Thank you @Mariano. Intuitively I believe this makes sense, but I just want to go through some details.
Given the Jordan canonical form of a matrix $A$, I want to show that an arbitrary Jordan block of $A$ corresponding to the eigenvalue $\lambda$, $J_{k}(\lambda)$, gives rise to precisely one Jordan block $J_{k}(\lambda^{2})$ for $J_{k}(\lambda)^{2}$.
Let $J_{k}(\lambda)=\lambda I + N$, where $N=J_{k}(0)$. Then $J_{k}(\lambda)^{2}=\lambda^{2}I+2\lambda N +N^{2}=\lambda^{2}I+N'$.
Now consider $\mathrm{rank}(J_{k}(\lambda)-\lambda I)=\mathrm{rank}(N).$
By construction, $N$ is the matrix with all zero entries except for $1$'s on the super diagonal, so $\mathrm{rank}(N^{i})=k-i$ for $i=1,2,...,k$. Initially the rank of $N$ is $k-1^{(*)}$ because the first column consists of all zeros and the rest of the columns contain nonzero entries. Each successive power of $N$ reduces the rank by $1$. Similarly,
$\mathrm{rank}(J_{k}(\lambda)^{2}-\lambda^{2} I)=\mathrm{rank}(N')$ and for similar reasons $\mathrm{rank}(N'^{i})=k-i$ for $i=1,2,...,k$.

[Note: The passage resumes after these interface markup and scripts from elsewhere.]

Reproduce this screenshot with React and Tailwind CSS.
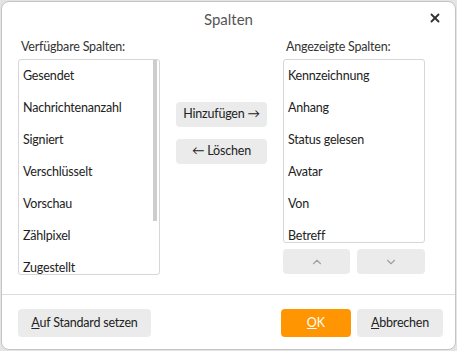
import { X, ChevronUp, ChevronDown } from "lucide-react";

const available = [
  "Gesendet",
  "Nachrichtenanzahl",
  "Signiert",
  "Verschlüsselt",
  "Vorschau",
  "Zählpixel",
  "Zugestellt",
];

const shown = ["Kennzeichnung", "Anhang", "Status gelesen", "Avatar", "Von", "Betreff"];

function Item({ label }) {
  return (
    <div className="h-[32px] shrink-0 flex items-center pl-[4px] text-[12.5px] tracking-[-0.2px] text-[#222] whitespace-nowrap">
      {label}
    </div>
  );
}

function GrayButton({ children, className = "" }) {
  return (
    <button
      className={
        "bg-[#ebebeb] rounded-[4px] text-[12.5px] tracking-[-0.2px] text-[#222] flex items-center justify-center " +
        className
      }
    >
      {children}
    </button>
  );
}

export default function App() {
  return (
    <div
      className="w-[457px] h-[351px] bg-[#e4e4e4] p-[1px]"
      style={{ fontFamily: 'Lato, "Noto Sans", sans-serif' }}
    >
      <div className="w-[455px] h-[349px] bg-white border border-[#c4c4c4] rounded-[8px] flex flex-col overflow-hidden">
        {/* Header */}
        <div className="h-[34px] shrink-0 flex items-center justify-center relative">
          <span className="text-[15px] text-[#555]">Spalten</span>
          <X
            className="absolute right-[13px] top-[9px] text-[#333]"
            size={14}
            strokeWidth={3.2}
          />
        </div>

        {/* Body */}
        <div className="flex pl-[16px] h-[258px] shrink-0">
          {/* Left column */}
          <div className="w-[142px] flex flex-col">
            <div className="h-[23px] flex items-center pl-[3px] text-[12.5px] tracking-[-0.2px] text-[#333]">
              Verfügbare Spalten:
            </div>
            <div className="h-[216px] border border-[#d6d6d6] rounded-[3px] flex overflow-hidden">
              <div className="flex-1 flex flex-col overflow-hidden">
                {available.map((a) => (
                  <Item key={a} label={a} />
                ))}
              </div>
              <div className="w-[4px] mr-[2px]">
                <div className="h-[161px] bg-[#cdcdcd]" />
              </div>
            </div>
          </div>

          {/* Middle */}
          <div className="w-[123px] flex flex-col items-center pt-[66px] gap-[12px]">
            <GrayButton className="w-[91px] h-[25px]">Hinzufügen →</GrayButton>
            <GrayButton className="w-[91px] h-[25px]">← Löschen</GrayButton>
          </div>

          {/* Right column */}
          <div className="w-[142px] flex flex-col">
            <div className="h-[23px] flex items-center pl-[3px] text-[12.5px] tracking-[-0.2px] text-[#333]">
              Angezeigte Spalten:
            </div>
            <div className="h-[184px] border border-[#d6d6d6] rounded-[3px] flex flex-col overflow-hidden">
              {shown.map((s) => (
                <Item key={s} label={s} />
              ))}
            </div>
            <div className="flex gap-[7px] mt-[6px]">
              <GrayButton className="w-[67px] h-[25px]">
                <ChevronUp size={14} className="text-[#a0a0a0]" />
              </GrayButton>
              <GrayButton className="w-[68px] h-[25px]">
                <ChevronDown size={14} className="text-[#a0a0a0]" />
              </GrayButton>
            </div>
          </div>
        </div>

        {/* Divider */}
        <div className="h-px bg-[#dcdcdc] shrink-0" />

        {/* Footer */}
        <div className="flex items-center pl-[16px] pr-[12px] pt-[14px]">
          <GrayButton className="w-[133px] h-[28px]">
            <span>
              <span className="underline">A</span>uf Standard setzen
            </span>
          </GrayButton>
          <div className="flex-1" />
          <button className="w-[70px] h-[28px] bg-[#ff9500] rounded-[4px] text-[12.5px] text-white flex items-center justify-center">
            <span>
              <span className="underline">O</span>K
            </span>
          </button>
          <GrayButton className="w-[86px] h-[28px] ml-[6px]">
            <span>
              <span className="underline">A</span>bbrechen
            </span>
          </GrayButton>
        </div>
      </div>
    </div>
  );
}
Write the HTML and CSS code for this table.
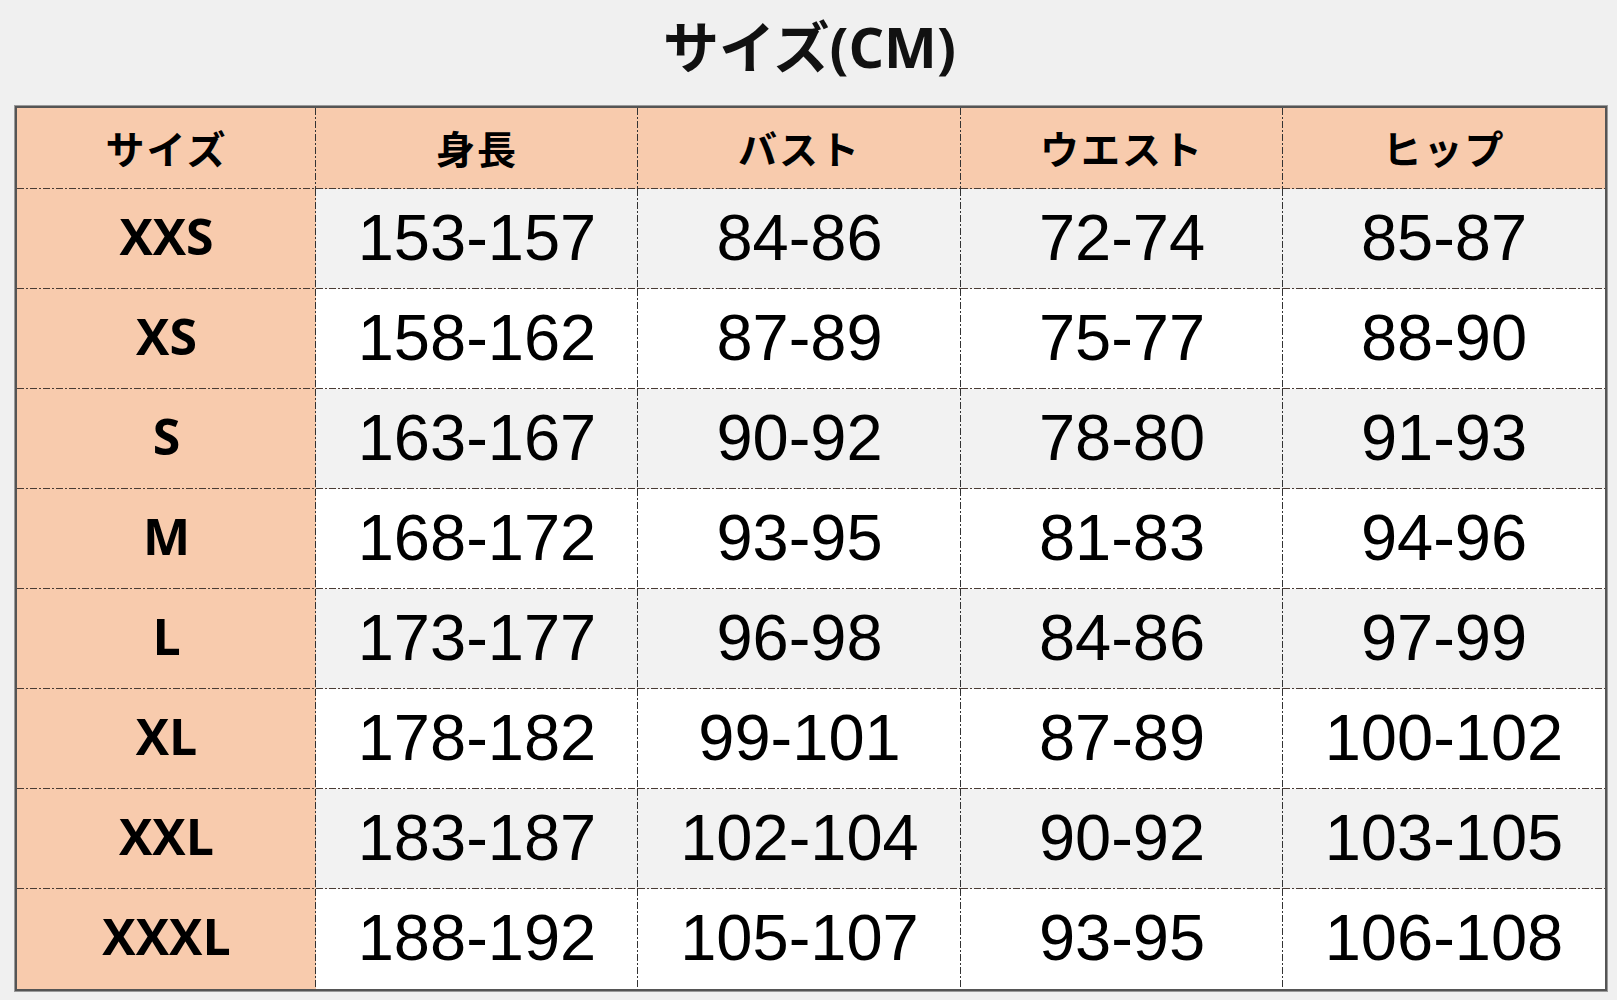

Therefore $\mathrm{rank}(J_{k}(\lambda)-\lambda I)^{i}=\mathrm{rank}(J_{k}^{2}(\lambda)-\lambda^{2} I)^{i}$ for $i=1,2,...,k$.
In particular, $\mathrm{rank}(J_{k}(\lambda)^{2}-\lambda^{2} I)^{0}=k$ and $\mathrm{rank}(J_{k}(\lambda)^{2}-\lambda^{2} I)^{1}=k-1.$ This tells us that the Jordan canonical form of the single Jordan block $J_{k}(\lambda)^{2}$ is $J_{k}(\lambda^{2})$. (If $\mathrm{rank}(J_{k}(\lambda)^{2}-\lambda^{2} I)^{1}>k-1$ then the Jordan canonical form for $J_{k}(\lambda)^{2}$ would contain more than one block.)
$^{(*)}$ Note: I glossed over the proof that $N=J_{k}(0)$ has rank $k-1$. I think to prove this I can argue that since $I_{k-1}$ has rank $k-1$, by appending first a $1\times k-1$ zero row to $I_{k}$ and then a $k\times 1$ zero column, the rank remains unchanged. And by the property of nilpotent matrices, successive power reduce the rank by 1.